Jimmy Wales, February 2003

Congratulations on your successful application for adminship! Here is some advice that you may find useful:


  • Set a strong password immediately, and strongly consider enabling two-factor authentication (see the simple guide for instructions). Even though almost any changes made to this project can be reversed, reverted, or undone, it's still important to acknowledge and understand that your account now has the potential to cause site-wide damage and disruption with a single edit. If this happens, you will be held responsible. Permitting your account to be compromised, whether by ignorance, neglect, or other circumstances – is a serious issue, and will usually lead to your account being blocked and your administrator permissions being removed (if anything, as a precaution and a security measure). You should always keep in mind that it's "better to be safe than sorry" when it comes to the security of your account.

How to act[edit]

  • First and foremost, you must always remember that having the administrator permissions is not a trophy. If you transition to your new role correctly and with the encyclopedia and the community as your priority, your behavior and your overall attitude and demeanor will not change nor become any different right now than it was six months or a year ago.

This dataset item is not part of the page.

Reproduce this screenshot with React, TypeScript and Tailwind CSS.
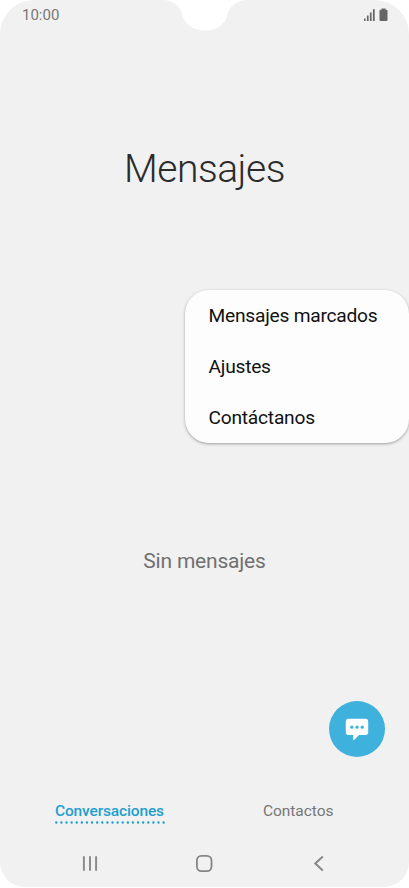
import React from 'react';

const menuItems = ['Mensajes marcados', 'Ajustes', 'Contáctanos'];

function StatusBar() {
  return (
    <header className="relative flex h-[30px] items-center justify-between pl-[22px] pr-[21px]">
      <span className="text-[15px] leading-[30px] text-[#777777]">10:00</span>
      <svg className="absolute left-[160px] top-0" width="90" height="32" viewBox="0 0 90 32">
        <path
          d="M4 0C13 1 20 6 21.5 13C24 24 33 30.5 45 30.5C57 30.5 66 24 68 13C70 6 77 1 86 0Z"
          fill="#ffffff"
        />
      </svg>
      <svg width="24" height="14" viewBox="0 0 24 14" fill="#666666">
        <rect x="0" y="10.5" width="1.5" height="2.5" />
        <rect x="2.9" y="7.5" width="1.7" height="5.5" />
        <rect x="5.9" y="4.5" width="1.7" height="8.5" />
        <rect x="8.9" y="1.2" width="1.8" height="11.8" />
        <path d="M17.5 0.5h4v1.3h1.2q.8 0 .8.8V12q0 1-1 1h-6q-1 0-1-1V2.6q0-.8.8-.8h1.2z" />
      </svg>
    </header>
  );
}

function OptionsMenu() {
  return (
    <div className="ml-auto flex h-[153px] w-[224px] flex-col rounded-[24px] bg-[#fdfdfd] pl-[23.5px] pt-px shadow-[0_1px_3px_rgba(0,0,0,0.35)]">
      {menuItems.map((item) => (
        <button
          key={item}
          className="h-[51px] shrink-0 whitespace-nowrap text-left text-[19.2px] tracking-[-0.24px] text-[#111111]"
        >
          {item}
        </button>
      ))}
    </div>
  );
}

function Tabs() {
  return (
    <nav className="flex h-[30px] items-start pl-[55px]">
      <button className="flex w-[110px] flex-col items-start whitespace-nowrap text-[15.5px] font-medium leading-[20px] tracking-[-0.15px] text-[#1f9fd0]">
        Conversaciones
        <svg width="110" height="3" viewBox="0 0 110 3">
          <path
            d="M1.3 1.5H110"
            stroke="#1f9fd0"
            strokeWidth="2.4"
            strokeLinecap="round"
            strokeDasharray="0 5.11"
          />
        </svg>
      </button>
      <button className="ml-[98px] text-[15.5px] leading-[20px] tracking-[-0.05px] text-[#777777]">
        Contactos
      </button>
    </nav>
  );
}

function NavigationBar() {
  return (
    <footer className="flex h-[17px] items-center pl-[82px]">
      <svg width="16" height="17" viewBox="0 0 16 17" stroke="#8c8c8c" strokeWidth="2" strokeLinecap="round">
        <path d="M1.9 2v13M8 2v13M14.1 2v13" />
      </svg>
      <svg className="ml-[98px]" width="17" height="17" viewBox="0 0 17 17" fill="none" stroke="#858585" strokeWidth="1.8">
        <rect x="0.9" y="0.9" width="14.6" height="15.2" rx="4.5" />
      </svg>
      <svg className="ml-[100px]" width="12" height="17" viewBox="0 0 12 17" fill="none" stroke="#858585" strokeWidth="1.9">
        <path d="M9.8 1.5L2.3 8.5L9.8 15.5" />
      </svg>
    </footer>
  );
}

export default function App() {
  return (
    <div className="h-[888px] w-[409px] overflow-hidden bg-white font-['Roboto',sans-serif]">
      <div className="flex h-[887px] flex-col rounded-b-[25px] rounded-t-[34px] bg-[#f1f1f1]">
        <StatusBar />
        <h1 className="mt-[116px] h-[46px] text-center text-[39px] font-light leading-[46px] tracking-[-0.5px] text-[#2b2b2b]">
          Mensajes
        </h1>
        <div className="mt-[98px]">
          <OptionsMenu />
        </div>
        <p className="mt-[105px] h-[26px] text-center text-[21px] leading-[26px] tracking-[-0.2px] text-[#707070]">
          Sin mensajes
        </p>
        <button className="ml-auto mr-6 mt-[127px] flex h-14 w-14 shrink-0 items-center justify-center rounded-full bg-[#3fb1dd]">
          <svg width="24" height="24" viewBox="0 0 24 24">
            <path
              d="M3.5 1.7h17q2.7 0 2.7 2.7v10.8q0 2.7-2.7 2.7h-6.5l-5 5.1q-.8.5-.8-.5v-4.6H3.5q-2.7 0-2.7-2.7V4.4q0-2.7 2.7-2.7z"
              fill="#ffffff"
            />
            <g fill="#3fb1dd">
              <circle cx="6.8" cy="10.2" r="1.6" />
              <circle cx="12" cy="10.2" r="1.6" />
              <circle cx="17.2" cy="10.2" r="1.6" />
            </g>
          </svg>
        </button>
        <div className="mt-11">
          <Tabs />
        </div>
        <div className="mt-[24px]">
          <NavigationBar />
        </div>
      </div>
    </div>
  );
}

It is true that you may be able to help mediate or resolve a dispute effectively, or help guide the improvement of an article with other editors. However, in nearly all of these cases, your ability to communicate effectively and help bring discussions to a positive and complete closure has nothing to do with the fact that you are an administrator. Your skills and your abilities were developed as you grew and learned as an editor and contributor to this project, and they are applied and used today because of your overall Wikipedia experience, knowledge of Wikipedia's policies, interactions and discussions with other editors, and the wisdom and good sense that you've developed over time. It is the possession of the skills, beliefs, and virtues that you gained long before you became an administrator that's most important and merits true respect, and they have nothing to do with simply being an administrator. In other words, someone who isn't an administrator but who is experienced, knows the policies, and has good judgment is just as (if not usually more) likely to improve a situation compared to someone who just has the administrator permissions. Respect other people's good judgment, and expect them to respect your good judgment. At no time should you ever expect to receive any kind of special treatment or consideration just because you're an administrator.
  • Although administrators do have certain powers, you need to possess good judgment in order to use them effectively and correctly. Nevertheless, this does not mean that administrators should act like they are the police or are judges. You should think more like a custodian when it comes to being an administrator. Custodians typically have the keys to every room in the building, because it's their job to clean out the garbage and make sure the place is presentable when people come to work. The fact that custodians have keys for every room in the building means that they could lock the workers out and not let them in, or empty the furniture out of somebody's office and into the dumpster, and just for the plain ole' fun of it... but, as a rule, they obviously should not. And if there are times when custodians may be called upon to empty someone's office, it isn't something they do for the fun of it nor do just because they can. Similarly, administrators' powers enable us to help out with countless maintenance jobs (e.g. our version of cleaning up garbage or removing graffiti). It is true that among these are powers to block users or protect pages, but we should strive never to use these powers based solely on our own judgment. Instead, as a general rule, administrators should use their powers only when Wikipedia policy makes it an unquestionable next step in order to resolve a situations, or when there is such a strong consensus that an admin's act is simply executing what is clearly the will of the community. If you ever have doubts, report the matter at the administrator's noticeboard, or ask on the admin's IRC channel don't hesitate to draw on the advice or help of more experienced administrators for how to properly handle an issue. Always be cautious, polite, neutral, and diplomatic, but be ready to use your tools if necessary.
  • Be extremely careful to avoid taking action or performing tasks as an administrative function or duty in situations that you're involved in. If you find that you're being harassed, it's best to contact an uninvolved administrator to handle it for you if it worsens, rather than handle the issue yourself.
  • Avoid wikilawyering whenever possible. Explain your actions in the context of how they improve the project and prevent disruption, not because "the rules say that".
  • Our dictum "ignore all rules" feels good the first time you use it, and we should never blame newbies for over-indulging. But even philosophers drunk on wisdom need designated drivers (or people to clean up the mess they leave behind). Appreciate IAR's value, but be sure you appreciate the importance of our other policies. Policy is often smarter than you think.


  • Almost all conflicts can be resolved by:
    1. Patience and talking (instructing users and being willing to let things play out over a few days or weeks). If you see a revert war brewing, warn people that we have a three-revert rule; guide them to the three-revert rule policy; explain to them that the rule is not a game but meant to allow people to cool down and gain a little distance before proceeding; if someone has been warned and then reverts a fourth time, block them for a day (if you ever have doubts, report the matter at the administrator's noticeboard—don't hesitate to draw on the advice or help of more experienced admins).
    2. Paying careful attention to our core policies, Neutral point of view, Verifiability and No original research.
  • Assume people act on good faith and give people the benefit of the doubt as long as they are not violating our core policies. If someone clearly violates them:
    1. Gently encourage them to read our policies carefully (provide the links to make it easy for them).
    2. Don't hesitate to revert immediately if that is what is unquestionably necessary to comply with the policies.
  • Always remember that talk pages are for improving articles. If someone starts using a talk page as a soap box or platform for long, tangential discussions:
    1. Do not get sucked in (we know, this is hard to avoid!)
    2. Gently discourage the contributor from misusing the talk page
    3. When subtlety fails, use the appropriate warning template: {{Not a forum}}
  • If you ever find yourself getting sucked into a conflict or a long tangential discussion and need to find a way to distance yourself—or just feel bored or antsy—you'll find plenty to do here or here.